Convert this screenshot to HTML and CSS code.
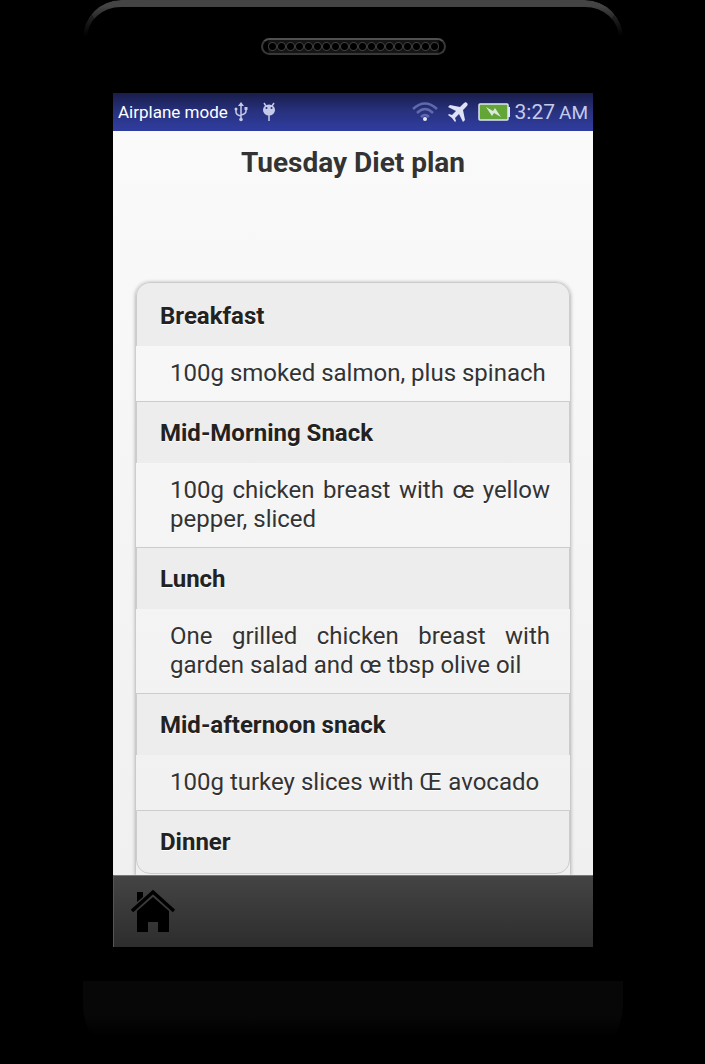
FILE: index.html
```
<!DOCTYPE html>
<html lang="en">
<head>
    <meta charset="UTF-8">
    <meta name="viewport" content="width=device-width, initial-scale=1.0">
    <title>Tuesday Diet plan</title>
    <link rel="stylesheet" href="styles.css">
</head>
<body>

    <div class="phone">
        <div class="phone-top">
            <div class="speaker"></div>
        </div>

        <div class="screen">
            <div class="status-bar">
                <span class="network">Airplane mode</span>
                <svg class="usb" width="14" height="20" viewBox="0 0 14 20">
                    <path d="M7 2v15M2 7v3q0 3 5 4M12 6v3q0 3-5 4" fill="none" stroke="#c5cae9" stroke-width="1.5"/>
                    <path d="M7 0l3 4H4zM10.5 5h3v3h-3z" fill="#c5cae9"/>
                    <circle cx="2" cy="7" r="1.5" fill="#c5cae9"/>
                    <circle cx="7" cy="17.5" r="1.8" fill="#c5cae9"/>
                </svg>
                <svg class="debug" width="14" height="20" viewBox="0 0 14 20">
                    <path d="M2 1l2 3M12 1l-2 3M7 12v7" fill="none" stroke="#c5cae9" stroke-width="1.5"/>
                    <ellipse cx="7" cy="8" rx="6" ry="5.5" fill="#c5cae9"/>
                    <circle cx="4.5" cy="6" r="1" fill="#28327f"/>
                    <circle cx="9.5" cy="6" r="1" fill="#28327f"/>
                </svg>
                <svg class="wifi" width="26" height="20" viewBox="0 0 26 20">
                    <path d="M1 7q12-11 24 0M5 11q8-8 16 0M9 15q4-4 8 0" fill="none" stroke="#5f69ab" stroke-width="2.5"/>
                    <circle cx="13" cy="17" r="2" fill="#e8eaf6"/>
                </svg>
                <svg class="plane" width="20" height="20" viewBox="0 0 20 20">
                    <path d="M19 1c-1-1-2-1-4 1l-3 3L2 3 0 5l8 4-4 4-3-1-1 1 4 3 3 4 1-1-1-3 4-4 4 8 2-2-2-10 3-3c2-2 2-3 1-4z" fill="#dfe2f5"/>
                </svg>
                <svg class="battery" width="32" height="18" viewBox="0 0 32 18">
                    <rect x="1" y="1" width="29" height="16" rx="1" fill="#63a537" stroke="#dfe6f5" stroke-width="1.5"/>
                    <path d="M31 4v10" stroke="#dfe6f5" stroke-width="2"/>
                    <path d="M8 4l7 4 2-3 6 9-7-4-2 3z" fill="#dbe8dd"/>
                </svg>
                <span class="clock">3:27</span>
                <span class="ampm">AM</span>
            </div>

            <main class="content">
                <h1>Tuesday Diet plan</h1>

                <div class="plan">
                    <h2>Breakfast</h2>
                    <p>100g smoked salmon, plus spinach</p>

                    <h2>Mid-Morning Snack</h2>
                    <p>100g chicken breast with œ yellow pepper, sliced</p>

                    <h2>Lunch</h2>
                    <p>One grilled chicken breast with garden salad and œ tbsp olive oil</p>

                    <h2>Mid-afternoon snack</h2>
                    <p>100g turkey slices with Œ avocado</p>

                    <h2>Dinner</h2>
                </div>
            </main>

            <nav class="footer">
                <a href="#" class="home" aria-label="Home">
                    <svg width="46" height="44" viewBox="0 0 46 44">
                        <path d="M6 3h6v5l-6 5z"/>
                        <path d="M1 22L22 3l21 19" fill="none" stroke="#000" stroke-width="3.5"/>
                        <path d="M22 8l16 14v21H27V33H17v10H6V22z"/>
                    </svg>
                </a>
            </nav>
        </div>

        <div class="phone-bottom"></div>
    </div>

</body>
</html>
```
FILE: styles.css
```
* {
    box-sizing: border-box;
}
body {
    margin: 0;
    padding-left: 1px;
    background-color: #000;
    font-family: Roboto, sans-serif;
}
.phone {
    max-width: 540px;
    margin: 0 auto;
    background-color: #000;
}

/* top edge of the phone, fading out down the sides */
.phone-top {
    display: flex;
    justify-content: center;
    height: 93px;
    padding-top: 31px;
    border: 4px solid #333;
    border-top: 7px solid #444;
    border-bottom: none;
    border-radius: 38px 38px 0 0;
    -webkit-mask-image: linear-gradient(#000 6px, transparent 36px), linear-gradient(90deg, transparent 60px, #000 60px, #000 calc(100% - 60px), transparent calc(100% - 60px));
    mask-image: linear-gradient(#000 6px, transparent 36px), linear-gradient(90deg, transparent 60px, #000 60px, #000 calc(100% - 60px), transparent calc(100% - 60px));
}
.speaker {
    width: 185px;
    height: 17px;
    padding: 0 5px;
    border: 2px solid #383838;
    border-top-color: #505050;
    border-radius: 9px;
    background-color: #151515;
    background-image: radial-gradient(circle, #000 3px, #3c3c3c 4px, #151515 5px);
    background-size: 9px 13px;
    background-repeat: round;
    background-origin: content-box;
    background-clip: content-box;
}
.screen {
    margin: 0 30px;
}

.status-bar {
    display: flex;
    align-items: center;
    height: 38px;
    padding: 0 5px;
    background: linear-gradient(#191d4b, #28327f 50%, #303da0);
    color: #fff;
}
.network {
    font-size: 17px;
}
.usb {
    margin-left: 6px;
}
.debug {
    margin-left: 14px;
}
.wifi {
    margin-left: auto;
}
.plane {
    margin-left: 10px;
}
.battery {
    margin-left: 10px;
}
.clock {
    margin-left: 5px;
    font-size: 21px;
    color: #c5cae9;
}
.ampm {
    margin-left: 4px;
    font-size: 19px;
    color: #c5cae9;
}

.content {
    padding: 12px 23px 0;
    overflow: hidden;
    background: linear-gradient(#fafafa, #f0f0f0);
    color: #333;
    text-shadow: 0 1px 0 #fff;
}
h1 {
    margin: 0 0 99px;
    font-size: 28px;
    line-height: 40px;
    text-align: center;
}
.plan {
    padding-bottom: 1px;
    border-radius: 14px 14px 0 0;
    box-shadow: 0 1px 4px rgba(0, 0, 0, 0.4);
    background: linear-gradient(#f8f8f8, #f0f0f0);
}
.plan h2 {
    margin: 0;
    padding: 16px 23px 14px;
    border: 1px solid #ccc;
    border-bottom: none;
    background-color: #ededed;
    color: #222;
    font-size: 24px;
    line-height: 31px;
}
.plan h2:first-child {
    padding-top: 18px;
    border-radius: 14px 14px 0 0;
}
.plan h2:last-child {
    padding-bottom: 15px;
    border-bottom: 1px solid #ccc;
    border-radius: 0 0 14px 14px;
}
.plan p {
    margin: 0;
    padding: 13px 20px 13px 34px;
    font-size: 24px;
    line-height: 29px;
    text-align: justify;
}

.footer {
    height: 72px;
    padding: 13px 17px;
    border-top: 1px solid #777;
    border-left: 1px solid #555;
    background: linear-gradient(#444, #2d2d2d);
}
.home {
    display: inline-block;
}
.home svg {
    display: block;
}

/* faint glow on the lower part of the body */
.phone-bottom {
    height: 83px;
    margin-top: 34px;
    background: linear-gradient(#070707 35px, #000 55px);
    border-radius: 0 0 60px 60px;
}
```
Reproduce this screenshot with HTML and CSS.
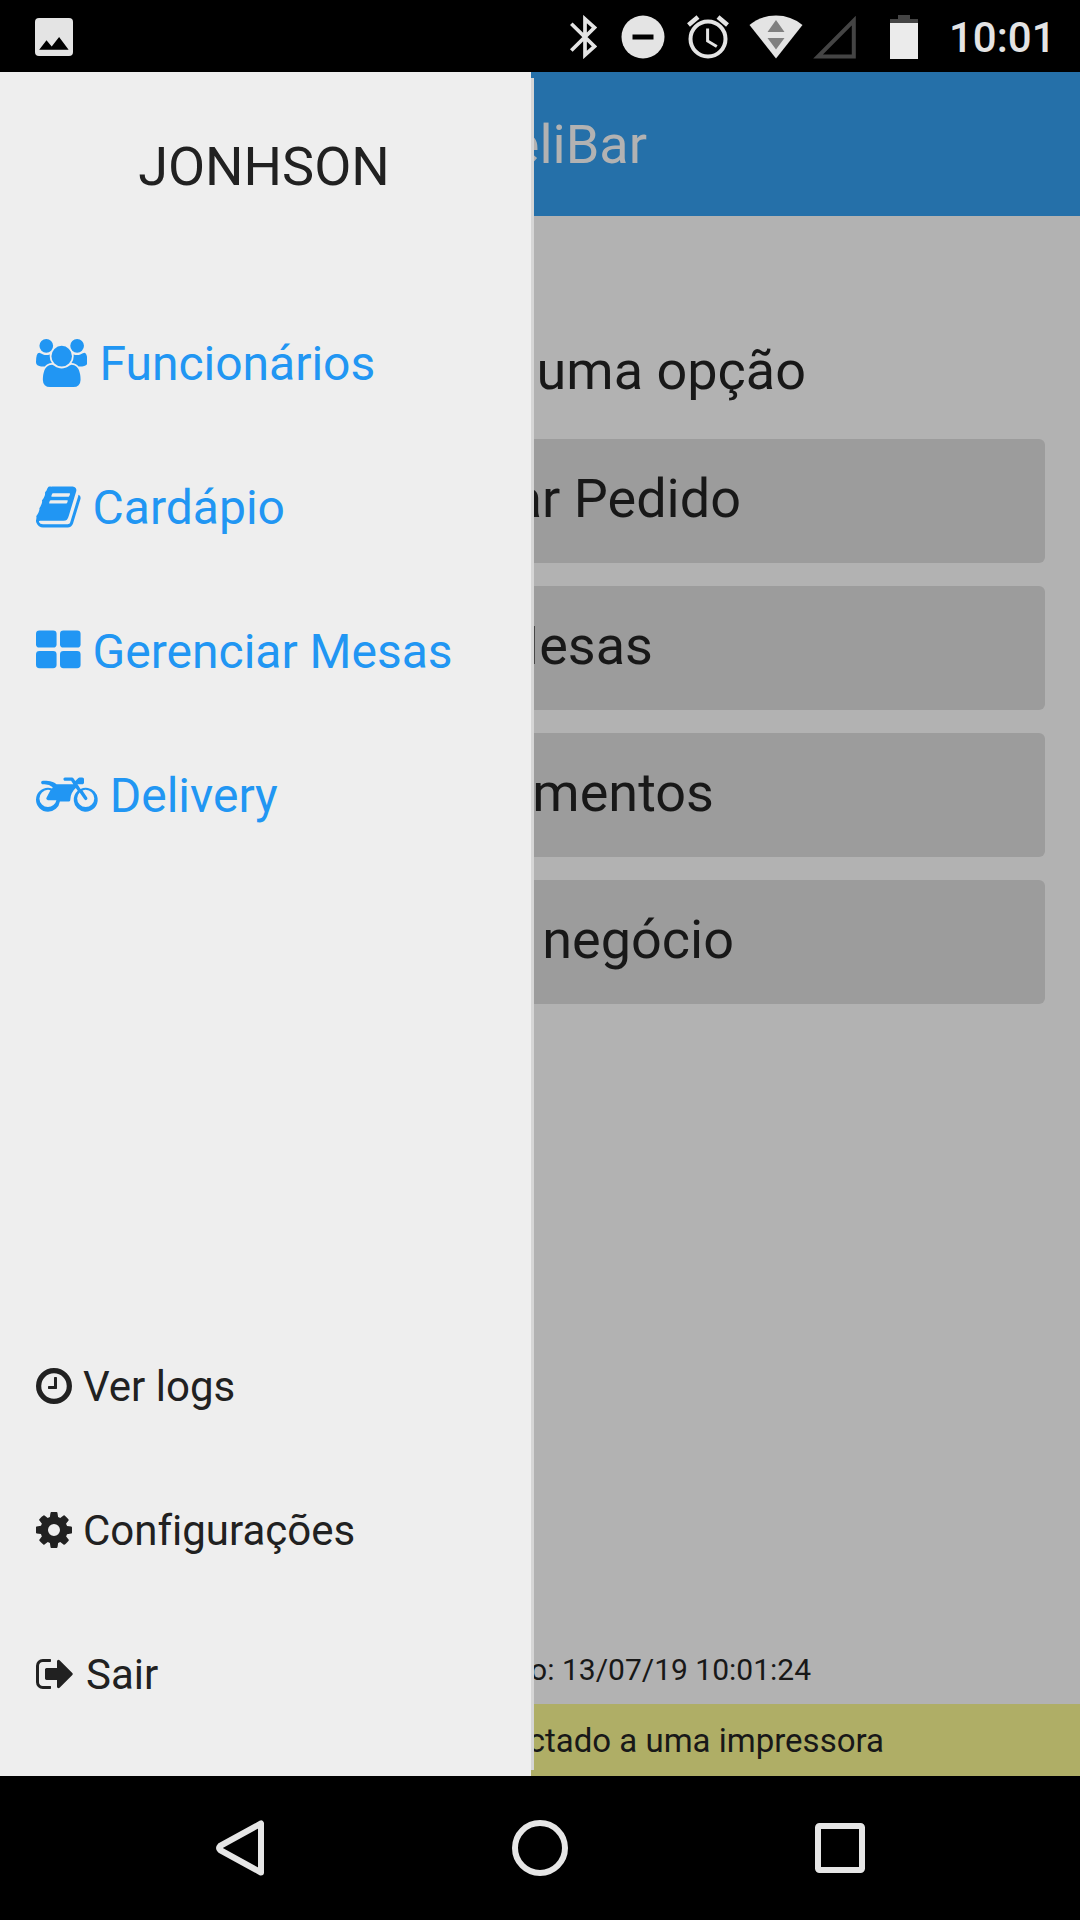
FILE: index.html
```html
<!DOCTYPE html>
<html lang="pt-BR">
<head>
<meta charset="utf-8">
<title>DeliBar</title>
<link rel="stylesheet" href="styles.css">
</head>
<body>
<div class="phone">
  <header class="status">
    <svg class="photo" viewBox="0 0 38 38"><path fill="#e4e4e4" d="M4 0h30q4 0 4 4v30q0 4-4 4H4q-4 0-4-4V4q0-4 4-4z"/><path d="M4.200 31.700l7.300-9.500 5.200 6.300 7.400-9.500 9.500 12.700z"/></svg>
    <svg class="bluetooth" viewBox="0 0 28 44" fill="none" stroke="#e4e4e4" stroke-width="3.700"><path d="M1.300 8.800L24.500 31.500 15 40V4l9.500 8.500L1.300 35.500"/></svg>
    <svg class="dnd" viewBox="0 0 44 44"><circle cx="22" cy="22" r="21.500" fill="#e4e4e4"/><path d="M11.500 19.500h21v5h-21z"/></svg>
    <svg class="alarm" viewBox="0 0 42 44" fill="none" stroke="#e4e4e4"><circle cx="21" cy="24" r="17.500" stroke-width="4"/><path d="M20.600 13.500V26l9.200 5.500" stroke-width="3"/><path d="M1.500 10L11 2M40.500 10L31 2" stroke-width="4.500"/></svg>
    <svg class="wifi" viewBox="0 0 54 44"><path fill="#e4e4e4" d="M.500 10Q12 .500 27 .500T53.500 10L27 43.500z"/><path fill="#808080" d="M18.500 17L27 5l8.500 12zM18.500 23L27 34.500 35.500 23z"/></svg>
    <svg class="signal" viewBox="0 0 43 44"><path fill="none" stroke="#444" stroke-width="4" d="M5 41.500h35.800V5.500z"/></svg>
    <svg class="battery" viewBox="0 0 28 44"><path fill="#444" d="M8 0h12v4h8v5H0V4h8z"/><path fill="#ebebeb" d="M0 8h28v36H0z"/></svg>
    <span class="time">10:01</span>
  </header>

  <div class="app">
    <div class="toolbar"><h1>DeliBar</h1></div>
    <main class="content">
      <h2>uma opção</h2>
      <div class="options">
        <div class="option order">Realizar Pedido</div>
        <div class="option tables">Mesas</div>
        <div class="option payments">Recebimentos</div>
        <div class="option business">Meu negócio</div>
      </div>
    </main>
    <p class="sync">Atualizado: 13/07/19 10:01:24</p>
    <p class="printer">Não conectado a uma impressora</p>

    <aside class="drawer">
      <div class="user">JONHSON</div>
      <nav class="menu">
        <a><svg class="w1920" viewBox="0 0 1920 1792"><path d="M593 896q-162 5-265 128h-134q-82 0-138-40.500t-56-118.500q0-353 124-353 6 0 43.500 21t97.500 42.500 119 21.500q67 0 133-23-5 37-5 66 0 139 81 256zm1071 637q0 120-73 189.500t-194 69.500h-874q-121 0-194-69.500t-73-189.500q0-53 3.500-103.500t14-109 26.500-108.500 43-97.500 62-81 85.500-53.500 111.500-20q10 0 43 21.500t73 48 107 48 135 21.500 135-21.500 107-48 73-48 43-21.500q61 0 111.500 20t85.500 53.500 62 81 43 97.500 26.500 108.500 14 109 3.500 103.500zm-1024-1277q0 106-75 181t-181 75-181-75-75-181 75-181 181-75 181 75 75 181zm704 384q0 159-112.500 271.500t-271.500 112.500-271.500-112.500-112.500-271.500 112.500-271.500 271.500-112.500 271.500 112.500 112.500 271.500zm576 225q0 78-56 118.500t-138 40.500h-134q-103-123-265-128 81-117 81-256 0-29-5-66 66 23 133 23 59 0 119-21.500t97.500-42.500 43.500-21q124 0 124 353zm-128-609q0 106-75 181t-181 75-181-75-75-181 75-181 181-75 181 75 75 181z"/></svg><span>Funcionários</span></a>
        <a><svg class="w1664" viewBox="0 0 1664 1792"><path d="M1639 478q40 57 18 129l-275 906q-19 64-76.500 107.500t-122.500 43.500h-923q-77 0-148.500-53.500t-99.500-131.500q-24-67-2-127 0-4 3-27t4-37q1-8-3-21.500t-3-19.500q2-11 8-21t16.500-23.500 16.500-23.500q23-38 45-91.500t30-91.500q3-10 .5-30t-.5-28q3-11 17-28t17-23q21-36 42-92t25-90q1-9-2.500-32t.5-28q4-13 22-30.500t22-22.500q19-26 42.500-84.500t27.500-96.500q1-8-3-25.500t-2-26.500q2-8 9-18t18-23 17-21q8-12 16.500-30.500t15-35 16-36 19.500-32 26.500-23.500 36-11.500 47.500 5.500l-1 3q38-9 51-9h761q74 0 114 56t18 130l-274 906q-36 119-71.500 153.500t-128.500 34.500h-869q-27 0-38 15-11 16-1 43 24 70 144 70h923q29 0 56-15.500t35-41.500l300-987q7-22 5-57 38 15 59 43zm-1064 2q-4 13 2 22.500t20 9.500h608q13 0 25.500-9.500t16.500-22.500l21-64q4-13-2-22.500t-20-9.500h-608q-13 0-25.500 9.500t-16.500 22.500zm-83 256q-4 13 2 22.500t20 9.500h608q13 0 25.500-9.500t16.500-22.500l21-64q4-13-2-22.500t-20-9.500h-608q-13 0-25.500 9.500t-16.500 22.500z"/></svg><span>Cardápio</span></a>
        <a><svg class="w1664" viewBox="0 0 1664 1792"><rect y="128" width="768" height="640" rx="128"/><rect x="896" y="128" width="768" height="640" rx="128"/><rect y="896" width="768" height="640" rx="128"/><rect x="896" y="896" width="768" height="640" rx="128"/></svg><span>Gerenciar Mesas</span></a>
        <a><svg class="w2304" viewBox="0 0 2304 1792"><path transform="translate(0 128)" d="M2301 892q12 103-22 198.500t-99 163.500-158.500 106-196.500 31q-161-11-279.500-125t-134.500-274q-12-111 27.500-210.500t118.500-170.500l-71-107q-96 80-151 194t-55 244q0 27-18.500 46.500t-45.500 19.500h-325q-23 164-149 274t-294 110q-185 0-316.500-131.500t-131.500-316.500 131.500-316.500 316.500-131.500q76 0 152 27l24-45q-123-110-304-110h-64q-26 0-45-19t-19-45 19-45 45-19h128q78 0 145 13.500t116.500 38.500 71.500 39.500 51 36.500h627l-85-128h-222q-30 0-49-22.500t-14-52.500q4-23 23-38t43-15h253q33 0 53 28l70 105 114-114q19-19 46-19h101q26 0 45 19t19 45v128q0 26-19 45t-45 19h-179l115 172q131-63 275-36 143 26 244 134.500t118 253.500zm-1853 324q115 0 203-72.500t111-183.500h-314q-35 0-55-31-18-32-1-63l147-277q-47-13-91-13-132 0-226 94t-94 226 94 226 226 94zm1408 0q132 0 226-94t94-226-94-226-226-94q-60 0-121 24l174 260q15 23 10 49t-27 40q-15 11-36 11-35 0-53-29l-174-260q-93 95-93 225 0 132 94 226t226 94z"/></svg><span>Delivery</span></a>
      </nav>
      <nav class="menu secondary">
        <a><svg class="w1536" viewBox="0 0 1536 1792"><circle cx="768" cy="896" r="656" fill="none" stroke="currentColor" stroke-width="224"/><path d="M896 544v448q0 14-9 23t-23 9h-320q-14 0-23-9t-9-23v-64q0-14 9-23t23-9h224v-352q0-14 9-23t23-9h64q14 0 23 9t9 23z"/></svg><span>Ver logs</span></a>
        <a><svg class="w1536" viewBox="0 0 1536 1792"><path d="M1024 896q0-106-75-181t-181-75-181 75-75 181 75 181 181 75 181-75 75-181zm512-109v222q0 12-8 23t-20 13l-185 28q-19 54-39 91 35 50 107 138 10 12 10 25t-9 23q-27 37-99 108t-94 71q-12 0-26-9l-138-108q-44 23-91 38-16 136-29 186-7 28-36 28h-222q-14 0-24.500-8.500t-11.500-21.500l-28-184q-49-16-90-37l-141 107q-10 9-25 9-14 0-25-11-126-114-165-168-7-10-7-23 0-12 8-23 15-21 51-66.500t54-70.500q-27-50-41-99l-183-27q-13-2-21-12.500t-8-23.500v-222q0-12 8-23t19-13l186-28q14-46 39-92-40-57-107-138-10-12-10-24 0-10 9-23 26-36 98.500-107.500t94.500-71.500q13 0 26 10l138 107q44-23 91-38 16-136 29-186 7-28 36-28h222q14 0 24.500 8.500t11.500 21.500l28 184q49 16 90 37l142-107q9-9 24-9 13 0 25 10 129 119 165 170 7 8 7 22 0 12-8 23-15 21-51 66.500t-54 70.500q26 50 41 98l183 28q13 2 21 12.500t8 23.500z"/></svg><span>Configurações</span></a>
        <a><svg class="w1664" viewBox="0 0 1664 1792"><path d="M640 1440q0 4 1 20t.5 26.500-3 23.500-10 19.500-20.500 6.500h-320q-119 0-203.500-84.500t-84.500-203.500v-704q0-119 84.500-203.500t203.500-84.500h320q13 0 22.500 9.500t9.500 22.500q0 4 1 20t.5 26.500-3 23.500-10 19.500-20.500 6.500h-320q-66 0-113 47t-47 113v704q0 66 47 113t113 47h312l11.500 1 11.500 3 8 5.500 7 9 2 13.500zM1568 896q0 26-19 45l-544 544q-19 19-45 19t-45-19-19-45v-288h-448q-26 0-45-19t-19-45v-384q0-26 19-45t45-19h448v-288q0-26 19-45t45-19 45 19l544 544q19 19 19 45z"/></svg><span>Sair</span></a>
      </nav>
    </aside>
  </div>

  <footer class="navbar">
    <svg class="back" viewBox="0 0 48 56"><path d="M45 3.500v49L4 30q-2-2 0-4z"/></svg>
    <svg class="home" viewBox="0 0 56 56"><circle cx="28" cy="28" r="25"/></svg>
    <svg class="recent" viewBox="0 0 50 50"><rect x="3" y="3" width="44" height="44" rx="1.500"/></svg>
  </footer>
</div>
</body>
</html>
```
FILE: styles.css
```css
* { box-sizing: border-box; margin: 0; padding: 0; }
body { font-family: Roboto, sans-serif; font-variant-ligatures: none; background: #000; color: #181818; }
svg { display: block; flex: none; }

.phone { width: 1080px; height: 1920px; display: flex; flex-direction: column; overflow: hidden; }

.status { height: 72px; display: flex; align-items: center; padding: 1px 32px 0 35px; background: #000; }
.photo { width: 38px; height: 38px; margin-right: auto; }
.bluetooth { width: 28px; height: 44px; margin-right: 23px; }
.dnd { width: 44px; height: 44px; margin-right: 22px; }
.alarm { width: 42px; height: 44px; margin-right: 20px; }
.wifi { width: 54px; height: 44px; margin-right: 10px; }
.signal { width: 43px; height: 44px; margin-right: 34px; }
.battery { width: 28px; height: 44px; margin-right: 31px; }
.time { width: 99px; font-size: 42px; font-weight: 500; line-height: 48px; color: #e4e4e4; white-space: nowrap; padding-top: 3px; }

.app { position: relative; flex: 1; display: flex; flex-direction: column; background: #b2b2b2; text-align: right; white-space: nowrap; }
.toolbar { height: 144px; display: flex; align-items: center; justify-content: flex-end; padding-right: 433px; background: #2570a9; }
.toolbar h1 { font-size: 54px; font-weight: 400; color: #b2b2b2; }
.content { flex: 1; }
.content h2 { font-size: 54px; font-weight: 400; line-height: 64px; padding: 123px 274px 36px 0; }
.options { display: flex; flex-direction: column; gap: 23px; padding: 0 35px; }
.option { height: 124px; padding-top: 28px; font-size: 54px; line-height: 64px; border-radius: 6px; background: #9c9c9c; }
.order { padding-right: 304px; }
.tables { padding-right: 392px; }
.payments { padding-right: 331px; }
.business { padding-right: 311px; }
.sync { height: 70px; padding-right: 269px; font-size: 30px; line-height: 72px; }
.printer { height: 72px; padding-right: 196px; font-size: 33px; line-height: 74px; background: #afae66; }

.drawer { position: absolute; left: 0; top: 0; width: 531px; height: 100%; display: flex; flex-direction: column; background: #eee; color: #212121; text-align: left; }
.drawer::after { content: ""; position: absolute; left: 531px; top: 6px; bottom: 6px; width: 3px; background: #d6d6d6; }
.user { height: 219px; padding-top: 63px; font-size: 54px; line-height: 64px; text-align: center; padding-right: 3px; }
.menu { color: #2196f3; font-size: 48px; }
.menu a { display: flex; align-items: center; height: 144px; padding-left: 36px; gap: .25em; }
.menu svg { height: 1em; fill: currentColor; }
.secondary { margin-top: auto; padding-bottom: 30px; color: #212121; font-size: 42px; }
.secondary a { gap: 11px; }
.w1536 { width: .857em; }
.w1664 { width: .929em; }
.w1920 { width: 1.071em; }
.w2304 { width: 1.286em; }

.navbar { height: 144px; display: flex; align-items: center; justify-content: space-between; padding: 0 215px 0 216px; background: #000; }
.navbar svg { fill: none; stroke: #e6e6e6; stroke-width: 6; stroke-linejoin: round; }
.back { width: 48px; height: 56px; }
.home { width: 56px; height: 56px; }
.recent { width: 50px; height: 50px; }
```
== == ==
Exercise goal — In the entries above, find every line holding the word "screenshot" and copy it out.

Complete answer —
Convert this screenshot to HTML and CSS code.
Reproduce this screenshot with HTML and CSS.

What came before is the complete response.